→ **Task objective**
Copy out each line of the listing that has the word "React" in it.

→ **Supplied data**
§
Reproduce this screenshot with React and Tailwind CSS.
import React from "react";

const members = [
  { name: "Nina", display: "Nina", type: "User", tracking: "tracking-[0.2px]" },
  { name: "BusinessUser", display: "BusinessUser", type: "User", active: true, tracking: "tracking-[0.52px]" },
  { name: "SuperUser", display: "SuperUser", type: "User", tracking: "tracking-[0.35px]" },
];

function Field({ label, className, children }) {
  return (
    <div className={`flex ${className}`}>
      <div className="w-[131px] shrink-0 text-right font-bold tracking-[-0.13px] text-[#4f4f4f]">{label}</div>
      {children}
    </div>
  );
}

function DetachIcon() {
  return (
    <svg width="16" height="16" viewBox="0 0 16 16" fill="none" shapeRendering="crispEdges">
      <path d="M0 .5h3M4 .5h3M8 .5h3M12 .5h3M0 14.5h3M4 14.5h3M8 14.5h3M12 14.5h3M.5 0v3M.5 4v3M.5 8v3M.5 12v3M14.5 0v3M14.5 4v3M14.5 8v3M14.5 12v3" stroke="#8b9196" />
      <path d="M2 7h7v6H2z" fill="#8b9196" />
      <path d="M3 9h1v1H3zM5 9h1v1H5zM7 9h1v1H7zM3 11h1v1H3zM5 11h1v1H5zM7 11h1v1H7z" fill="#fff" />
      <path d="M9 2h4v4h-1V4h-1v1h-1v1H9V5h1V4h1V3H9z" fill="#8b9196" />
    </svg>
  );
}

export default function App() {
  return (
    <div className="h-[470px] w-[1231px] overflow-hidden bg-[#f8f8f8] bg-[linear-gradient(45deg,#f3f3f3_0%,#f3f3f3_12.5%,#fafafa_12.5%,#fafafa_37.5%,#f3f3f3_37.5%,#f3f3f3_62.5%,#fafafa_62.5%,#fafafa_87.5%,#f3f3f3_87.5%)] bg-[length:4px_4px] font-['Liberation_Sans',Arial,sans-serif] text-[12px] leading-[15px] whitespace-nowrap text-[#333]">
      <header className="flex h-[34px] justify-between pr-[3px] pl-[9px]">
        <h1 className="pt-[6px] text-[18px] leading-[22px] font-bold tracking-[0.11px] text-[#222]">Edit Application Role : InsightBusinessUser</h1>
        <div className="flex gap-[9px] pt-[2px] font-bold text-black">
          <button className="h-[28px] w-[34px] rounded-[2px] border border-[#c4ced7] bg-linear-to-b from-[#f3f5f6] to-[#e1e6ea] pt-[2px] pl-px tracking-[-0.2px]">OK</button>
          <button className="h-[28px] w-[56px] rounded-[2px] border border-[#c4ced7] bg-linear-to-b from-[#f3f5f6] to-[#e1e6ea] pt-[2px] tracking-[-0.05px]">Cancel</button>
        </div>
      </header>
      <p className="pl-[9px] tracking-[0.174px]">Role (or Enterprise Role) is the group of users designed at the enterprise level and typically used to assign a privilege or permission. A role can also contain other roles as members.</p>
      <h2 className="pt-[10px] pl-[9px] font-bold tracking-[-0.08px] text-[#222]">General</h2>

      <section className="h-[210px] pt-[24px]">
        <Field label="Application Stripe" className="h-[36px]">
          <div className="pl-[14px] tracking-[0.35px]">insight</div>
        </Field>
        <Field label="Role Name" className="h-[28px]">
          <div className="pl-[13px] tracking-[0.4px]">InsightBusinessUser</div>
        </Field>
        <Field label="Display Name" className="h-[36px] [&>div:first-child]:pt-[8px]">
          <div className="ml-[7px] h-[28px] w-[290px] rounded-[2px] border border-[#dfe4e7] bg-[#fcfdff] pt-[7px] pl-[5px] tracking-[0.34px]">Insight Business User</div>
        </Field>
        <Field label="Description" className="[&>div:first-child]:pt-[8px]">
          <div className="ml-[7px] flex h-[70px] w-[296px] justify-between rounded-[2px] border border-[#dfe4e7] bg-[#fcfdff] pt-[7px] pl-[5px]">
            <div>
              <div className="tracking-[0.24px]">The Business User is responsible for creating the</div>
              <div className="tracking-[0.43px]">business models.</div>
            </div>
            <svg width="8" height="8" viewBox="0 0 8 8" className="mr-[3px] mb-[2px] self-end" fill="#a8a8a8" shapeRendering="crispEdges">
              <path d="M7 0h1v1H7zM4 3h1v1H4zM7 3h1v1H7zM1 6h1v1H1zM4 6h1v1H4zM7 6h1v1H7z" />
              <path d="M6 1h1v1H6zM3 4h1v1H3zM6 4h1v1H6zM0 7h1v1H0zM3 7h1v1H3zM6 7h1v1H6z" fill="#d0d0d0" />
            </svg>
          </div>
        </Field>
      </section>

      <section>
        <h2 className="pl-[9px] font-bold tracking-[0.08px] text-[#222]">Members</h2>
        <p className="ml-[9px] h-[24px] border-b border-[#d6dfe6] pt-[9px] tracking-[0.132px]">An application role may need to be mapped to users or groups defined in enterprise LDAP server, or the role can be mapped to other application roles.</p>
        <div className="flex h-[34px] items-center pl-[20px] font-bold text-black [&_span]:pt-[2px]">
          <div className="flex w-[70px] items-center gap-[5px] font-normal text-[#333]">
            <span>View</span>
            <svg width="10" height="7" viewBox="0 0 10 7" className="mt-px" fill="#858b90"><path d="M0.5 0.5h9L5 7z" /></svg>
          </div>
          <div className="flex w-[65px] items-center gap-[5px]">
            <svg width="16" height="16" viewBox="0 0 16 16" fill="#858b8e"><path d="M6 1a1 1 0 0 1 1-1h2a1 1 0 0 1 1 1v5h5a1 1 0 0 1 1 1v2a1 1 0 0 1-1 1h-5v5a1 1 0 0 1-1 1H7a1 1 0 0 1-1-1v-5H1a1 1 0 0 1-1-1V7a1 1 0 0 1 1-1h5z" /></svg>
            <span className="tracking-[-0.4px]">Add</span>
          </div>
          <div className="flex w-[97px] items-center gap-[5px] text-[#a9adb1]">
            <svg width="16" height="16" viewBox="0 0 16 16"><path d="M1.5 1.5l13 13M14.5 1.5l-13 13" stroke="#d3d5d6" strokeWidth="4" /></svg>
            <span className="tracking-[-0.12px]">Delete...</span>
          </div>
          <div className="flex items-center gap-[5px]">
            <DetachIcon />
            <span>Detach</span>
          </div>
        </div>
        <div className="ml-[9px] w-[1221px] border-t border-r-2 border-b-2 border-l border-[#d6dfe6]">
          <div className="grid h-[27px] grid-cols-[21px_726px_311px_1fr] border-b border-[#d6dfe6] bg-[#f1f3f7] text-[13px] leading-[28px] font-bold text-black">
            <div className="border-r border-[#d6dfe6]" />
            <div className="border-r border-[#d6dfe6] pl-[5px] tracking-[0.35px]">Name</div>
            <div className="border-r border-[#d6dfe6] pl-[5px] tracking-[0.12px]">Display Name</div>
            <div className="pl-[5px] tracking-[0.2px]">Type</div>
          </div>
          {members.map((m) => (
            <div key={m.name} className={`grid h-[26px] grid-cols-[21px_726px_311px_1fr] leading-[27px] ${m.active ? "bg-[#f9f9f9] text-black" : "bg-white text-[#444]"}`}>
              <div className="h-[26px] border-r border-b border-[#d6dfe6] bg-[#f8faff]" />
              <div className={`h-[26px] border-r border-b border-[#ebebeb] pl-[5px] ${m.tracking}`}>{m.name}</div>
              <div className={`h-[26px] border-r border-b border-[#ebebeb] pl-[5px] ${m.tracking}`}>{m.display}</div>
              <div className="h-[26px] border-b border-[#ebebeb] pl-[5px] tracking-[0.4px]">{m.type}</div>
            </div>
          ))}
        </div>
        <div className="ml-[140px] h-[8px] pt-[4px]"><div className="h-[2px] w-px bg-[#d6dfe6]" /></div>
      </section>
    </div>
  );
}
§
→ **Exercise output**
Reproduce this screenshot with React and Tailwind CSS.
import React from "react";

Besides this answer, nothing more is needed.